Disparar es sólo la mitad del trabajo para estas combatientes. La otra mitad es desesclavizar a la mujer. “El YPJ es un símbolo para la protección de los derechos de las mujeres en el ejército”, reivindica Heelin, miembro de la milicia. “En la sociedad la mujer no tiene libertad, es como si no tuviera documentos que la hicieran persona. El arma para nosotros es sólo un instrumento para la lucha: cuando combates, nadie puede arrebatarte lo que has conseguido por la fuerza.”
Con 25 años, es de las que tienen más edad en el grupo y ya se quitó de encima el furor hormonal. Habla con menos ardor que sus compañeras, pero más resentimiento. “Antes de unirme a la batalla estaba al final de la lista en todo. Cuando eres mujer a veces ni siquiera cuentas como ser humano. Pero cuando te demuestras a ti misma lo que eres capaz de hacer, consigues que la gente te admire y te respete, porque ya tienes tu propio poder.” ¿No le importa morir? “Cuando entiendes por qué luchas, no le temes a la muerte.

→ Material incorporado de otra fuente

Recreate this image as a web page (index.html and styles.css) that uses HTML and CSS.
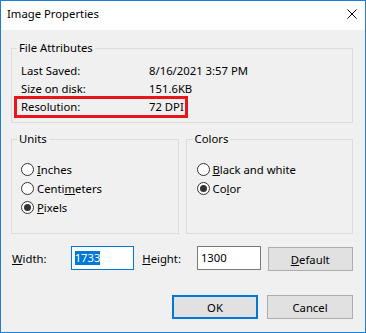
FILE: index.html
```html
<!DOCTYPE html>
<html lang="en">
<head>
    <meta charset="UTF-8">
    <title>Image Properties</title>
    <link rel="stylesheet" href="styles.css">
</head>
<body>
    <div class="window">
        <div class="titlebar">
            <span class="title">Image Properties</span>
            <svg class="close" viewBox="0 0 10 10" width="10" height="10">
                <path d="M0.5 0.5 L9.5 9.5 M9.5 0.5 L0.5 9.5" />
            </svg>
        </div>

        <div class="content">
            <!-- File attributes -->
            <fieldset class="group attrs">
                <legend>File Attributes</legend>
                <div class="attr first"><span>Last Saved:</span><span>8/16/2021 3:57 PM</span></div>
                <div class="attr"><span>Size on disk:</span><span>151.6KB</span></div>
                <div class="attr marked"><span>Resolution:</span><span>72 DPI</span></div>
            </fieldset>

            <div class="groups">
                <fieldset class="group options">
                    <legend>Units</legend>
                    <div class="radio"><span class="dot"></span><span><u>I</u>nches</span></div>
                    <div class="radio"><span class="dot"></span><span>Centi<u>m</u>eters</span></div>
                    <div class="radio checked"><span class="dot"></span><span><u>P</u>ixels</span></div>
                </fieldset>
                <fieldset class="group options colors">
                    <legend>Colors</legend>
                    <div class="radio"><span class="dot"></span><span><u>B</u>lack and white</span></div>
                    <div class="radio checked"><span class="dot"></span><span>Co<u>l</u>or</span></div>
                </fieldset>
            </div>

            <div class="size-row">
                <span class="field-label"><u>W</u>idth:</span>
                <div class="input focused"><span class="selected">1733</span></div>
                <span class="field-label height"><u>H</u>eight:</span>
                <div class="input">1300</div>
                <div class="button default-btn"><span><u>D</u>efault</span></div>
            </div>

            <div class="actions">
                <div class="button primary">OK</div>
                <div class="button">Cancel</div>
            </div>
        </div>
    </div>
</body>
</html>
```

FILE: styles.css
```css
body {
    margin: 0;
    font-family: "Noto Sans", "Open Sans", sans-serif;
    font-size: 11.3px;
    color: #000;
}

.window {
    box-sizing: border-box;
    width: 366px;
    height: 333px;
    border: 1px solid #1a7fd6;
    background: #f0f0f0;
    display: flex;
    flex-direction: column;
}

.titlebar {
    height: 29px;
    flex: none;
    background: #fff;
    display: flex;
    align-items: center;
    justify-content: space-between;
    padding: 0 8px 0 6px;
}

.title {
    line-height: 16px;
    margin-top: -3px;
}

.close {
    margin-top: -4px;
    stroke: #000;
    stroke-width: 1;
    fill: none;
}

.content {
    padding: 0 12px 0 10px;
}

.group {
    margin: 0;
    min-width: 0;
    border: 1px solid #dcdcdc;
}

.group legend {
    margin-left: -4px;
    padding: 0 2px;
    line-height: 16px;
}

/* File attributes */

.attrs {
    margin-top: 10px;
    padding: 5px 9px 4px 9px;
}

.attr {
    display: grid;
    grid-template-columns: 128px auto;
    height: 18px;
    line-height: 18px;
    white-space: nowrap;
}

.attr.first {
    height: 19px;
    line-height: 19px;
}

.attr.marked {
    box-sizing: border-box;
    width: 174px;
    height: 22px;
    line-height: 16px;
    margin: -2px 0 0 -7px;
    padding-left: 4px;
    border: 3px solid #e8151b;
}

/* Units / colors */

.groups {
    display: grid;
    grid-template-columns: 1fr 1fr;
    gap: 7px;
    margin-top: 8px;
}

.options {
    padding: 13px 9px 16px 9px;
}

.options.colors {
    padding-left: 10px;
}

.radio {
    display: flex;
    align-items: center;
    gap: 3px;
    height: 19px;
}

.dot {
    box-sizing: border-box;
    width: 13px;
    height: 13px;
    border: 1px solid #333;
    border-radius: 50%;
    background: #fff;
    display: flex;
    align-items: center;
    justify-content: center;
}

.checked .dot::after {
    content: "";
    width: 7px;
    height: 7px;
    border-radius: 50%;
    background: #333;
}

/* Width / height */

.size-row {
    display: flex;
    align-items: center;
    margin-top: 12px;
    height: 24px;
}

.field-label {
    width: 59px;
    margin-left: 1px;
}

.field-label.height {
    width: 55px;
    margin-left: 8px;
}

.input {
    box-sizing: border-box;
    width: 64px;
    height: 24px;
    border: 1px solid #7a7a7a;
    background: #fff;
    padding: 0 3px;
    line-height: 22px;
}

.input.focused {
    border-color: #0078d7;
}

.selected {
    background: #0078d7;
    color: #fff;
    display: inline-block;
    line-height: 14px;
}

.button {
    box-sizing: border-box;
    width: 86px;
    height: 24px;
    border: 1px solid #adadad;
    background: #e1e1e1;
    display: flex;
    align-items: center;
    justify-content: center;
}

.default-btn {
    margin-left: 7px;
    margin-top: 2px;
}

.actions {
    display: flex;
    justify-content: flex-end;
    gap: 9px;
    margin-top: 25px;
}

.button.primary {
    border: 2px solid #0078d7;
}
```
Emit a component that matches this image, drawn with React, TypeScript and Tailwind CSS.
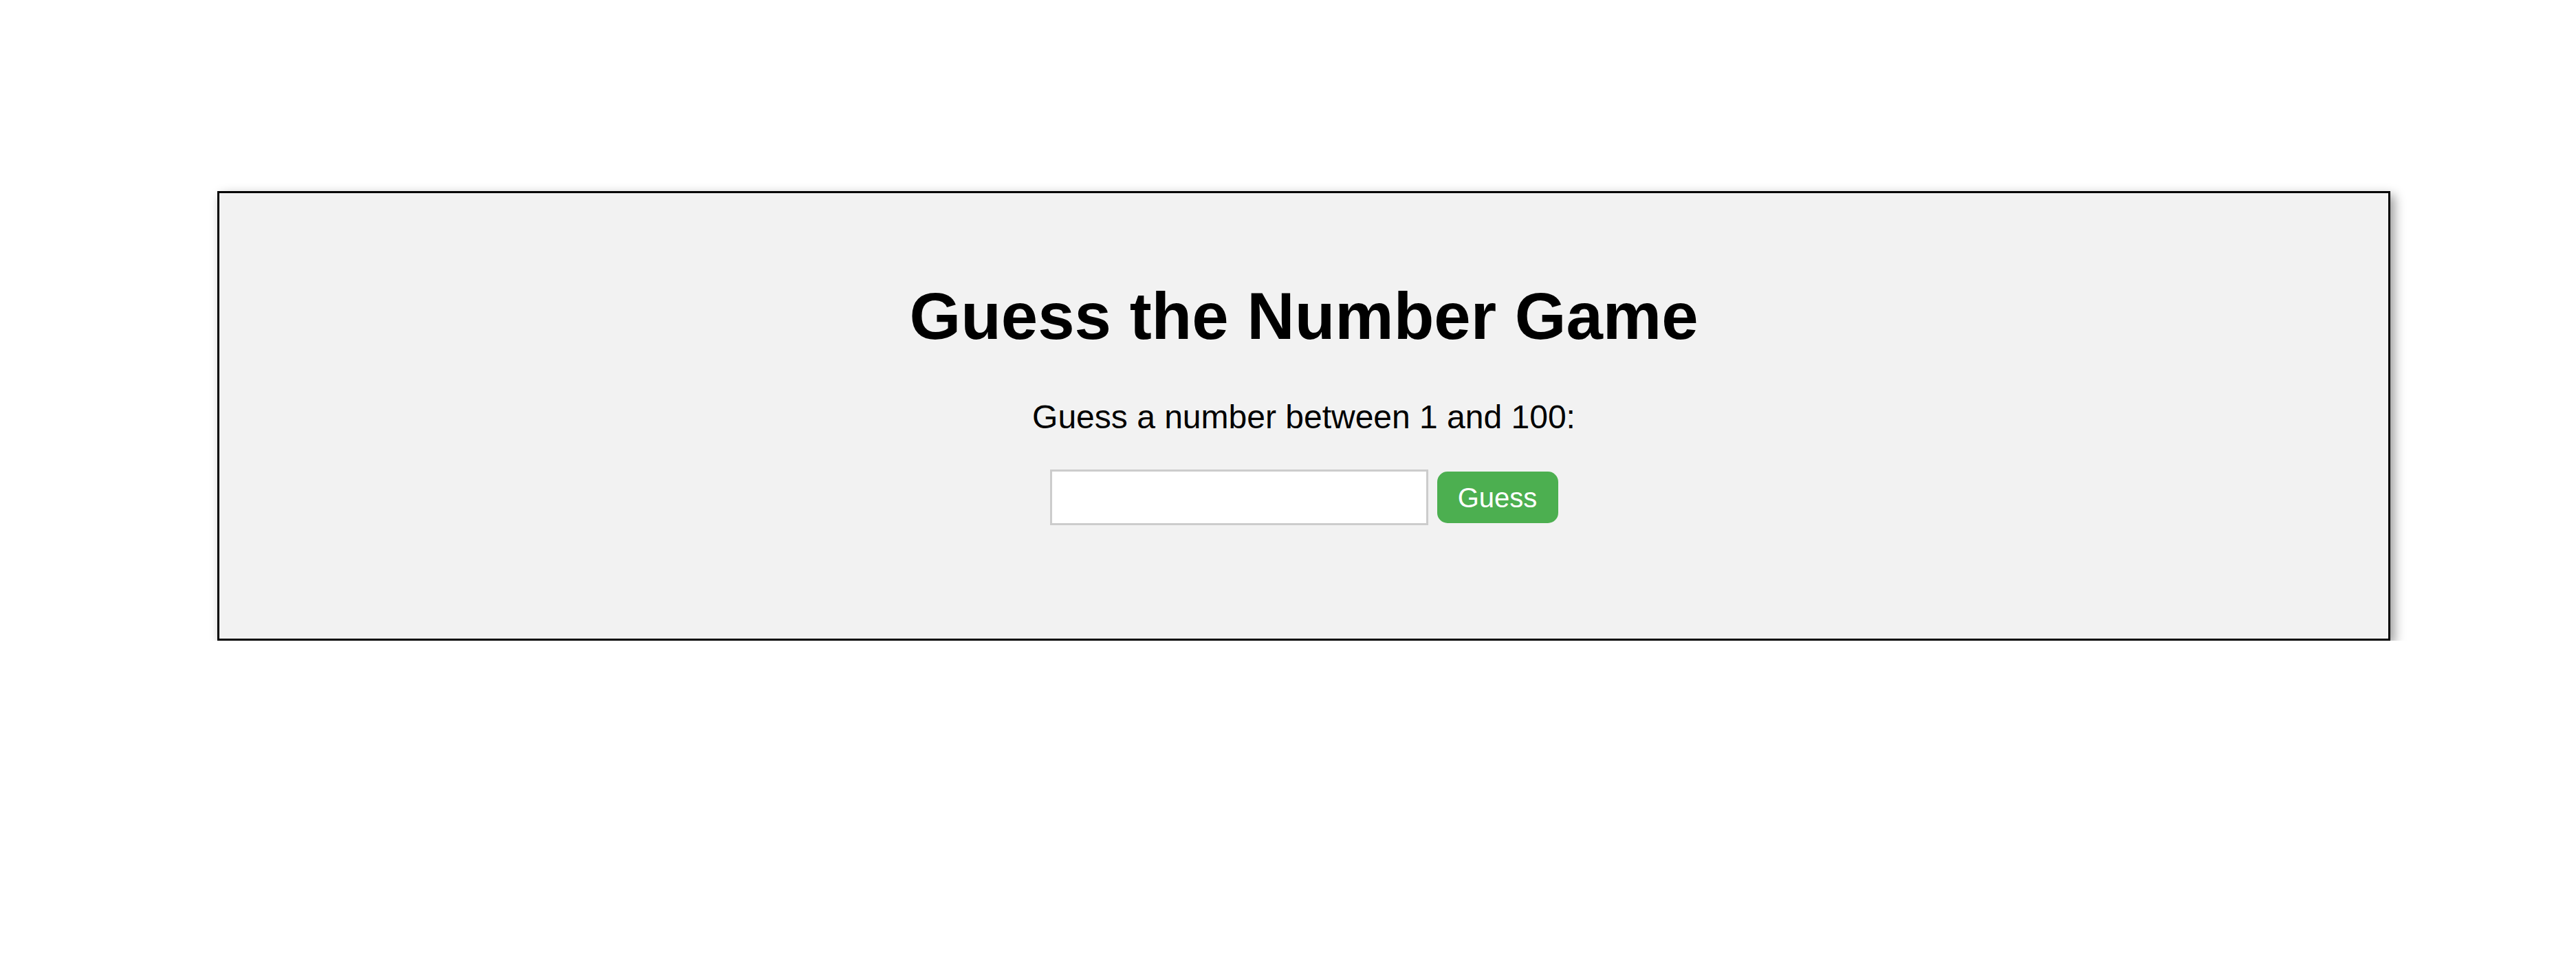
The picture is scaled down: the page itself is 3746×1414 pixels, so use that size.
import React, { useState } from 'react';

export default function App() {
  const [guess, setGuess] = useState('');

  return (
    <div className="bg-white pt-[278px] pl-[316px] font-['Liberation_Sans',Arial,sans-serif] text-black">
      <div className="w-[3160px] border-[3px] border-black bg-[#f2f2f2] shadow-[6px_6px_15px_rgba(0,0,0,0.4)] flex flex-col items-center pt-[124px] pb-[165px]">
        <h1 className="text-[96px] leading-[110px] font-bold">Guess the Number Game</h1>
        <p className="mt-[64px] text-[48px] leading-[55px]">Guess a number between 1 and 100:</p>
        <div className="mt-[49px] flex items-center gap-[13px]">
          <input
            type="text"
            value={guess}
            onChange={(e) => setGuess(e.target.value)}
            className="w-[550px] h-[81px] border-[3px] border-[#cccccc] bg-white px-[15px] text-[40px] outline-none"
          />
          <button className="h-[75px] w-[176px] rounded-[15px] bg-[#4caf50] text-[40px] leading-[46px] text-white">
            Guess
          </button>
        </div>
      </div>
    </div>
  );
}
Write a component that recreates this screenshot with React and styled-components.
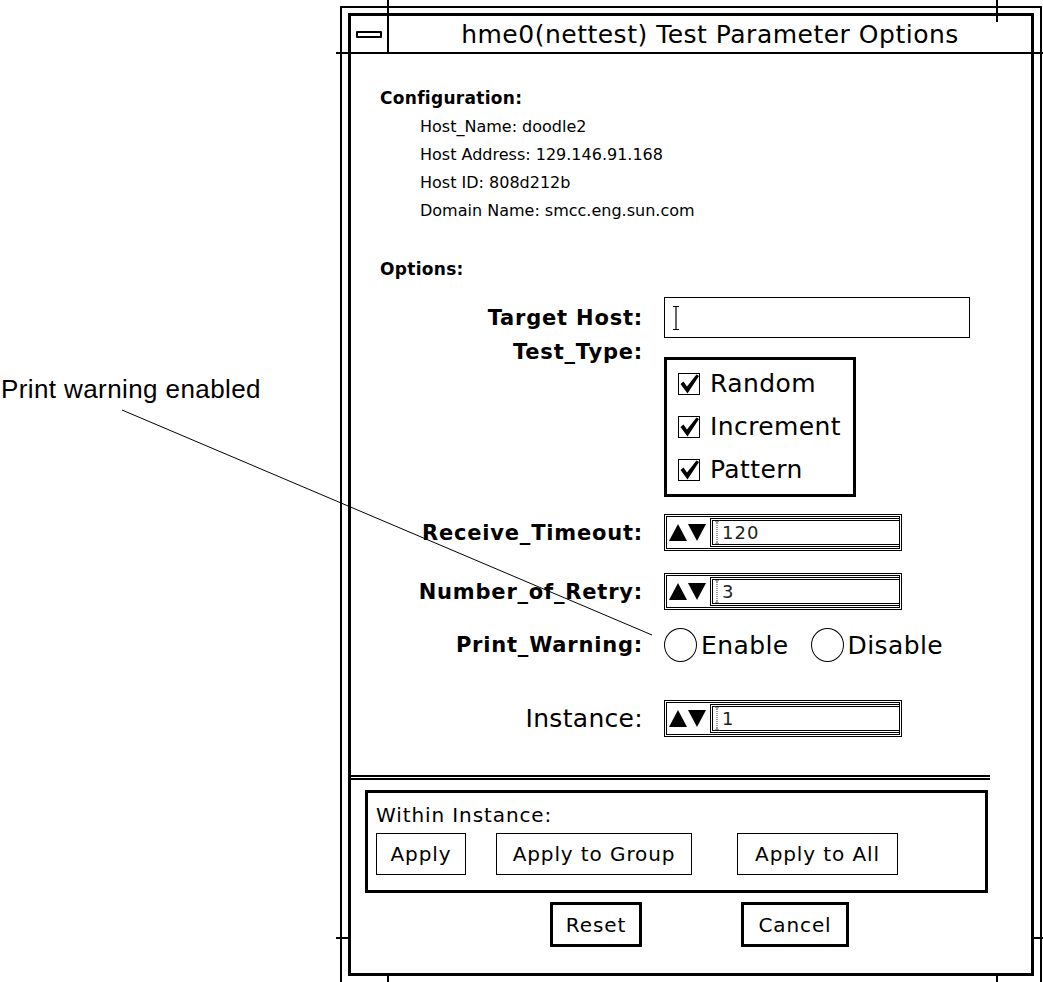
import React from "react";
import styled, { createGlobalStyle } from "styled-components";

const Global = createGlobalStyle`
  html, body { margin: 0; padding: 0; background: #fff; }
  body {
    width: 1043px;
    height: 982px;
    overflow: hidden;
    font-family: "DejaVu Sans", "Liberation Sans", sans-serif;
    color: #000;
  }
`;

const Page = styled.div`
  position: relative;
  width: 1043px;
  height: 982px;
  display: flex;
  align-items: flex-start;
  overflow: hidden;
  background: #fff;
`;

const CalloutColumn = styled.div`
  flex: none;
  width: 340px;
  padding-top: 374px;
  padding-left: 1px;
  box-sizing: border-box;
`;

const CalloutText = styled.div`
  font-family: "Liberation Sans", Arial, sans-serif;
  font-size: 26px;
  line-height: 30px;
  letter-spacing: 0.4px;
  white-space: nowrap;
`;

const LeaderLine = styled.svg`
  position: absolute;
  left: 0;
  top: 0;
  pointer-events: none;
`;

const OuterFrame = styled.div`
  position: relative;
  flex: none;
  margin-top: 6px;
  width: 702px;
  height: 990px;
  box-sizing: border-box;
  border: 2px solid #000;
  padding: 5px 6px;
`;

const Tick = styled.span`
  position: absolute;
  background: #000;
  left: ${(p) => p.$x}px;
  top: ${(p) => p.$y}px;
  width: ${(p) => p.$w}px;
  height: ${(p) => p.$h}px;
`;

const InnerFrame = styled.div`
  height: 963px;
  box-sizing: border-box;
  border: 3px solid #000;
  display: flex;
  flex-direction: column;
  background: #fff;
`;

const TitleBar = styled.div`
  flex: none;
  height: 38px;
  box-sizing: border-box;
  border-bottom: 2px solid #000;
  display: flex;
  align-items: stretch;
`;

const MenuCell = styled.div`
  flex: none;
  width: 38px;
  box-sizing: border-box;
  border-right: 2px solid #000;
  display: flex;
  align-items: center;
  padding-left: 5px;
`;

const MenuGlyph = styled.span`
  display: block;
  width: 26px;
  height: 7px;
  box-sizing: border-box;
  border: 2px solid #000;
  border-radius: 1px;
`;

const TitleText = styled.div`
  flex: 1;
  display: flex;
  align-items: center;
  justify-content: center;
  font-size: 25px;
  letter-spacing: 0.5px;
  white-space: nowrap;
`;

const Body = styled.div`
  flex: none;
  padding-left: 29px;
  display: flex;
  flex-direction: column;
`;

const Heading = styled.div`
  margin-top: ${(p) => p.$mt}px;
  font-size: 17px;
  font-weight: bold;
  line-height: 30px;
  letter-spacing: 0.3px;
`;

const InfoList = styled.div`
  padding-left: 40px;
  display: flex;
  flex-direction: column;
`;

const InfoLine = styled.div`
  font-size: 16px;
  line-height: 28px;
  white-space: nowrap;
`;

const FormRow = styled.div`
  margin-top: ${(p) => p.$mt}px;
  height: ${(p) => p.$h}px;
  display: flex;
  align-items: ${(p) => (p.$top ? "flex-start" : "center")};
  gap: 21px;
`;

const Label = styled.div`
  flex: none;
  width: 263px;
  text-align: right;
  white-space: nowrap;
  font-size: ${(p) => (p.$plain ? "25px" : "21px")};
  font-weight: ${(p) => (p.$plain ? "normal" : "bold")};
  letter-spacing: ${(p) => (p.$plain ? "0.3px" : "0.8px")};
  line-height: 26px;
  margin-top: ${(p) => p.$mt || 0}px;
`;

const TextInput = styled.div`
  width: 306px;
  height: 41px;
  box-sizing: border-box;
  border: 1px solid #000;
  display: flex;
  align-items: center;
  padding-left: 6px;
`;

const CheckGroup = styled.div`
  width: 192px;
  height: 140px;
  box-sizing: border-box;
  border: 3px solid #000;
  padding: 2px 0 0 11px;
  display: flex;
  flex-direction: column;
`;

const CheckItem = styled.div`
  height: 43px;
  display: flex;
  align-items: center;
  gap: 10px;
  font-size: 25px;
  letter-spacing: 0.4px;
  white-space: nowrap;
`;

const SpinBox = styled.div`
  width: 238px;
  height: 37px;
  box-sizing: border-box;
  border: 3px double #000;
  display: flex;
  align-items: center;
  padding: 1px 0 1px 2px;
`;

const Arrows = styled.div`
  flex: none;
  display: flex;
  align-items: center;
  gap: 1px;
  width: 41px;
`;

const SpinField = styled.div`
  flex: 1;
  align-self: stretch;
  box-sizing: border-box;
  border: 3px double #000;
  border-right: none;
  display: flex;
  align-items: center;
  gap: 1px;
  font-size: 18px;
  letter-spacing: 1px;
  color: #222;
`;

const RadioGroup = styled.div`
  display: flex;
  align-items: center;
  gap: 22px;
`;

const RadioOption = styled.div`
  display: flex;
  align-items: center;
  gap: 4px;
  font-size: 25px;
  letter-spacing: 0.4px;
  white-space: nowrap;
`;

const RadioCircle = styled.span`
  display: block;
  width: 33px;
  height: 34px;
  box-sizing: border-box;
  border: 1px solid #000;
  border-radius: 50%;
`;

const Separator = styled.div`
  flex: none;
  margin-top: 38px;
  width: 639px;
  height: 5px;
  box-sizing: border-box;
  border-top: 2px solid #000;
  border-bottom: 2px solid #000;
`;

const GroupBox = styled.div`
  flex: none;
  margin: 10px 0 0 14px;
  width: 623px;
  height: 103px;
  box-sizing: border-box;
  border: 3px solid #000;
  padding: 10px 8px 0;
  display: flex;
  flex-direction: column;
`;

const GroupCaption = styled.div`
  font-size: 20px;
  line-height: 24px;
  letter-spacing: 0.9px;
  white-space: nowrap;
`;

const ButtonRow = styled.div`
  margin-top: 6px;
  display: flex;
`;

const Button = styled.div`
  flex: none;
  width: ${(p) => p.$w}px;
  height: ${(p) => (p.$strong ? 45 : 42)}px;
  margin-left: ${(p) => p.$ml || 0}px;
  box-sizing: border-box;
  border: ${(p) => (p.$strong ? 3 : 1)}px solid #000;
  display: flex;
  align-items: center;
  justify-content: center;
  font-size: 20px;
  letter-spacing: 0.9px;
  white-space: nowrap;
`;

const ActionRow = styled.div`
  flex: none;
  margin-top: 9px;
  padding-left: 199px;
  display: flex;
`;

const IBeam = () => (
  <svg width="10" height="26" viewBox="0 0 10 26">
    <path d="M2 1.5 H8 M5 1.5 V24.5 M2 24.5 H8" stroke="#000" strokeWidth="1.2" fill="none" />
  </svg>
);

const DottedCursor = () => (
  <svg width="8" height="27" viewBox="0 0 8 27">
    <path d="M1.5 1 L4 3.5 L6.5 1 M1.5 26 L4 23.5 L6.5 26" stroke="#333" strokeWidth="1" fill="none" />
    <path d="M4 4 V23" stroke="#333" strokeWidth="1" strokeDasharray="1 1" fill="none" />
  </svg>
);

const CheckBox = () => (
  <svg width="22" height="22" viewBox="0 0 22 22">
    <rect x="0.5" y="0.5" width="21" height="21" fill="#fff" stroke="#000" />
    <path d="M2.5 11 L5.5 8.5 L9 13.5 L18.5 1.5 L21 3 L9.5 20.5 Z" fill="#000" />
  </svg>
);

const UpArrow = () => (
  <svg width="18" height="17" viewBox="0 0 18 17">
    <path d="M9 0 L18 17 H0 Z" fill="#000" />
  </svg>
);

const DownArrow = () => (
  <svg width="18" height="17" viewBox="0 0 18 17">
    <path d="M0 0 H18 L9 17 Z" fill="#000" />
  </svg>
);

const Spin = ({ value }) => (
  <SpinBox>
    <Arrows>
      <UpArrow />
      <DownArrow />
    </Arrows>
    <SpinField>
      <DottedCursor />
      <span>{value}</span>
    </SpinField>
  </SpinBox>
);

export default function App() {
  return (
    <>
      <Global />
      <Page>
        <CalloutColumn>
          <CalloutText>Print warning enabled</CalloutText>
        </CalloutColumn>
        <OuterFrame>
          <Tick $x={45} $y={-8} $w={2} $h={24} />
          <Tick $x={654} $y={-8} $w={2} $h={22} />
          <Tick $x={-6} $y={44} $w={13} $h={2} />
          <Tick $x={-6} $y={929} $w={13} $h={2} />
          <Tick $x={689} $y={44} $w={14} $h={2} />
          <Tick $x={689} $y={929} $w={14} $h={2} />
          <Tick $x={45} $y={966} $w={2} $h={20} />
          <Tick $x={654} $y={966} $w={2} $h={20} />
          <InnerFrame>
            <TitleBar>
              <MenuCell>
                <MenuGlyph />
              </MenuCell>
              <TitleText>hme0(nettest) Test Parameter Options</TitleText>
            </TitleBar>
            <Body>
              <Heading $mt={29}>Configuration:</Heading>
              <InfoList>
                <InfoLine>Host_Name: doodle2</InfoLine>
                <InfoLine>Host Address: 129.146.91.168</InfoLine>
                <InfoLine>Host ID: 808d212b</InfoLine>
                <InfoLine>Domain Name: smcc.eng.sun.com</InfoLine>
              </InfoList>
              <Heading $mt={29}>Options:</Heading>

              <FormRow $mt={13} $h={41}>
                <Label>Target Host:</Label>
                <TextInput>
                  <IBeam />
                </TextInput>
              </FormRow>

              <FormRow $mt={19} $h={140} $top>
                <Label $mt={-18}>Test_Type:</Label>
                <CheckGroup>
                  <CheckItem>
                    <CheckBox />
                    Random
                  </CheckItem>
                  <CheckItem>
                    <CheckBox />
                    Increment
                  </CheckItem>
                  <CheckItem>
                    <CheckBox />
                    Pattern
                  </CheckItem>
                </CheckGroup>
              </FormRow>

              <FormRow $mt={17} $h={37}>
                <Label>Receive_Timeout:</Label>
                <Spin value="120" />
              </FormRow>

              <FormRow $mt={22} $h={37}>
                <Label>Number_of_Retry:</Label>
                <Spin value="3" />
              </FormRow>

              <FormRow $mt={18} $h={34}>
                <Label>Print_Warning:</Label>
                <RadioGroup>
                  <RadioOption>
                    <RadioCircle />
                    Enable
                  </RadioOption>
                  <RadioOption>
                    <RadioCircle />
                    Disable
                  </RadioOption>
                </RadioGroup>
              </FormRow>

              <FormRow $mt={38} $h={37}>
                <Label $plain>Instance:</Label>
                <Spin value="1" />
              </FormRow>
            </Body>

            <Separator />

            <GroupBox>
              <GroupCaption>Within Instance:</GroupCaption>
              <ButtonRow>
                <Button $w={90}>Apply</Button>
                <Button $w={196} $ml={30}>Apply to Group</Button>
                <Button $w={161} $ml={45}>Apply to All</Button>
              </ButtonRow>
            </GroupBox>

            <ActionRow>
              <Button $w={92} $strong>Reset</Button>
              <Button $w={108} $ml={99} $strong>Cancel</Button>
            </ActionRow>
          </InnerFrame>
        </OuterFrame>
        <LeaderLine width="1043" height="982" viewBox="0 0 1043 982">
          <line x1="122" y1="410" x2="652" y2="635" stroke="#000" strokeWidth="1" />
        </LeaderLine>
      </Page>
    </>
  );
}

Cuando estás escribiendo una parte de la historia, ¿vas a tener miedo?”
La guerra de verdad
En Yabaa las combatientes mantienen un puesto estratégico después de haber tomado la villa durante la batalla de Ras al Ain. Sólo ellas rondan las casas destripadas, de las que caen viejas cintas de video, CDs con música y jirones de ropa de cama.
Zeelan habla conmigo mientras camina por las calles destrozadas. Tomó las armas antes de cumplir los 18 y recuerda que vino a parar aquí tras la batalla de Tel Tamir, la primera en la que participó. “Una buena batalla”, dice mientras se mordisquea las uñas. ¿Qué es una buena batalla? “Había muchos de ellos pero nosotros también estuvimos bien: éramos menos, pero más fuertes. Duró tres días”, contesta sin mucha emoción.
Seguimos hablando. “¿Quieres saber qué es la guerra? ¿La guerra es matar, no?”, dice Zeelan. Su cara de niña buena de 20 años hace aún más desconcertante la risa con la que acompaña su respuesta.
—¿Has matado a alguien?
—Por supuesto, he participado en tres batallas. Fue una lucha dura, así que no sé a cuántos, ¿cómo podría saberlo?
—¿Y no sientes miedo?
—Si te dijera que no tengo miedo, te estaría mintiendo, pero para cuando disparas la primera bala el temor ya se ha ido.